A Cavity-Backed Patch Antenna With Distributed Multi-Port Feeding, Enabling Efficient Integration With Doherty Power Amplifier and Band-Pass Filter

Abstract

A joint design approach for cointegrated antenna and power amplifier (PA), employing a high-efficiency Doherty PA (DPA) architecture and including a bandpass RF filter, is proposed. This design is realized through the optimally distributed and balanced multiport feeding of the cavity-backed patch antenna element that provides the desired (unique) loading conditions for the main and auxiliary PA branches and tailored power combining. A novelty and advantage of this feeding solution is that each pair of feeding points forms a virtual common feeding center of the radiating element; as a result, the radiation pattern remains power invariant when the port excitations change.
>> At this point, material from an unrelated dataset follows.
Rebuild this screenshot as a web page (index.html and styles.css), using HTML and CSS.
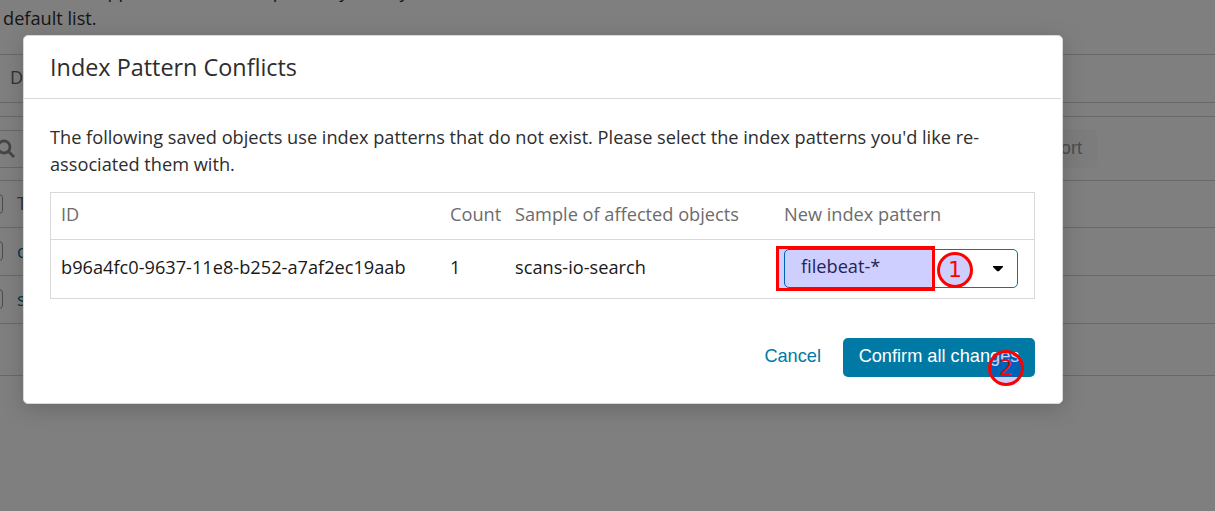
FILE: index.html
```html
<!DOCTYPE html>
<html lang="en">
<head>
<meta charset="utf-8">
<title>Index Pattern Conflicts</title>
<link rel="stylesheet" href="styles.css">
</head>
<body>
<main class="page">
  <p class="intro">associated application, which is probably what you<br>default list.</p>
  <div class="tabs">D</div>
  <div class="toolbar">
    <div class="search"><svg class="search-icon" viewBox="0 0 20 20"><circle cx="8" cy="8" r="6"/><path d="M12.5 12.5L18 18"/></svg></div>
    <div class="export">Export</div>
  </div>
  <div class="item head"><span class="check"></span><span>T</span></div>
  <div class="item"><span class="check"></span><span>d</span></div>
  <div class="item"><span class="check"></span><span>s</span></div>
  <div class="item footer"></div>
</main>
<div class="overlay"></div>
<section class="modal">
  <h1 class="title">Index Pattern Conflicts</h1>
  <div class="body">
    <p class="message">The following saved objects use index patterns that do not exist. Please select the index patterns you'd like re-<br>associated them with.</p>
    <div class="table">
      <div class="row labels"><span>ID</span><span>Count</span><span>Sample of affected objects</span><span>New index pattern</span></div>
      <div class="row values"><span>b96a4fc0-9637-11e8-b252-a7af2ec19aab</span><span>1</span><span>scans-io-search</span>
        <div class="select"><span>filebeat-*</span><svg class="caret" viewBox="0 0 10 6"><path d="M0 0H10V1L5.8 5.3H4.2L0 1Z"/></svg></div>
      </div>
    </div>
    <div class="actions"><span class="cancel">Cancel</span><span class="confirm">Confirm all changes</span></div>
  </div>
</section>
<div class="highlight"></div>
<div class="marker one">1</div>
<div class="marker two">2</div>
</body>
</html>
```
FILE: styles.css
```css
* { box-sizing: border-box; }
body { margin: 0; width: 1215px; height: 511px; overflow: hidden; background: #fff; color: #2d2d2d; font: 18.2px/27px "Open Sans", "Noto Sans", sans-serif; }
.page { height: 511px; overflow: hidden; }
.intro { margin: -22px 0 0 3px; height: 76px; }
.tabs { height: 49px; border: 1px solid #d0d0d0; border-width: 1px 0; padding: 9px 0 0 10px; color: #666; }
.toolbar { height: 64px; margin-top: 13px; border-top: 1px solid #d0d0d0; display: flex; justify-content: space-between; align-items: center; padding-right: 118px; }
.search { width: 400px; height: 38px; border: 1px solid #d0d0d0; border-width: 1px 0; }
.search-icon { width: 20px; height: 20px; display: block; margin: 8px 0 0 -4px; fill: none; stroke: #8c8c8c; stroke-width: 2.8; }
.export { height: 39px; width: 90px; border-radius: 5px; background: #f9f9f9; color: #999; font: 18.2px/38px "Liberation Sans", sans-serif; text-align: right; padding-right: 15px; }
.item { height: 48px; border-top: 1px solid #d0d0d0; display: flex; align-items: center; gap: 14px; padding-bottom: 1px; color: #0079a5; }
.head { height: 47px; color: #666; }
.check { width: 20px; height: 20px; margin-left: -17px; border: 1px solid #999; border-radius: 4px; }
.footer { height: 53px; border-bottom: 1px solid #d0d0d0; }
.overlay { position: absolute; inset: 0; background: rgba(0,0,0,.5); }
.modal { position: absolute; left: 23px; top: 35px; width: 1040px; height: 369px; background: #fff; border: 1px solid #d9d9d9; border-radius: 5px; box-shadow: 0 5px 22px rgba(0,0,0,.18); }
.title { margin: 0 1px 0 0; height: 63px; padding: 16px 26px 0; border-bottom: 1px solid #d9d9d9; font-size: 23.4px; line-height: 30px; font-weight: 400; }
.body { padding: 25px 27px 0 26px; }
.message { margin: 0; white-space: nowrap; }
.table { margin-top: 14px; height: 107px; border: 1px solid #d9d9d9; }
.row { display: grid; grid-template-columns: 389px 65px 269px 1fr; align-items: center; padding-left: 10px; }
.labels { height: 47px; padding-bottom: 3px; border-bottom: 1px solid #d9d9d9; color: #6c6c6c; }
.values { height: 58px; padding-bottom: 3px; color: #191919; }
.select { width: 234px; height: 39px; margin-top: 1px; display: flex; align-items: center; justify-content: space-between; border: 1px solid #0079a5; border-radius: 5px; padding: 0 14px 4px 16px; color: #2d2d2d; }
.caret { width: 10px; height: 6px; margin-top: 5px; fill: #000; }
.actions { margin-top: 39px; display: flex; justify-content: flex-end; gap: 22px; font: 18.2px/36px "Liberation Sans", sans-serif; }
.cancel { color: #0079a5; }
.confirm { height: 39px; width: 192px; background: #0079a5; color: #fff; border-radius: 5px; text-align: center; }
.highlight { position: absolute; left: 776px; top: 246px; width: 159px; height: 45px; border: 3px solid #f00; background: rgba(0,0,255,.19); }
.marker { position: absolute; width: 36px; height: 36px; border: 3px solid #f00; border-radius: 50%; background: rgba(0,0,255,.19); color: #f00; font: 22px/30px "DejaVu Sans", sans-serif; text-align: center; }
.one { left: 937px; top: 252px; }
.two { left: 988px; top: 350px; }
```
A joint optimization of the integrated antenna-DPA transmitter is carried out to enhance the overall performance and maximize the bandwidth. This optimization is demonstrated through an example design for the sub-6 GHz telecommunication applications that target high power efficiency (>50%) at the 6 dB backed-off power levels and require RF-filtering in a compact integrated design. The latter challenge leads to a nonconventional implementation, which generally does not require the filter to be inserted between the antenna and the final output stage of the PA, and can be embedded in the topology with complex-valued source/load impedance values. The results of numerical studies are supported by measurements obtained with the antenna-DPA-filter prototype system.